User experience with the app is also designed to be quick and easy, and the platform allows for browsing and specific searches to accommodate different user needs across the region. Cluzel reveals that Thai users prefer to browse while Singaporean users generally have a fixed idea of which restaurant and time they want. “We are excited to see what Malaysian users are like,” he says.
The eatigo business plan is constructed independently of the number of merchants it acquires and number of bookings it processes, which means that it concentrates on quality of merchants and value of bookings instead.
Cluzel also emphasises that eatigo “prefers slow money over fast money”, preferring to achieve its Series B goals before thinking of the next funding round, which will have a bigger scope.

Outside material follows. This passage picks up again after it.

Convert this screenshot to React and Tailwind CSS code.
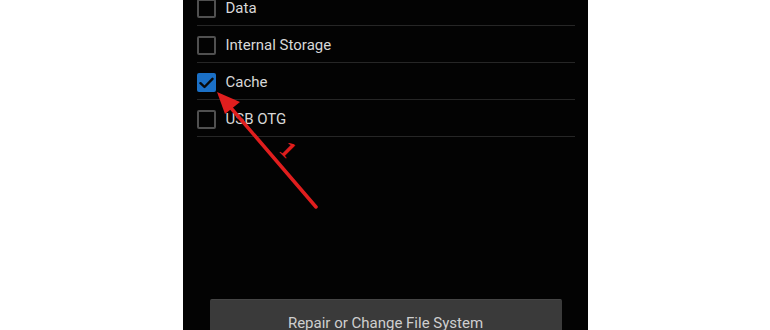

“We are rolling out at the beginning of this year and then we will see how operations go. The next round could be as early as this year, it might be next year. It really depends on how eatigo and our investors interpret the results we see in the market,” he says.
The startup remains focused on the Southeast Asian region, but Cluzel stops short of revealing where the platform will launch next. “We are very sure that the business model will work anywhere. But we are still a young company and we don’t want to stretch ourselves too thin,” he says.
“Food is a wonderful business to be in because it transcends culture, age, economics, everything. Everybody in the world needs to eat three times a day. If you’re trying to build a regional or global business that is transaction-based, what better business to be in than food?”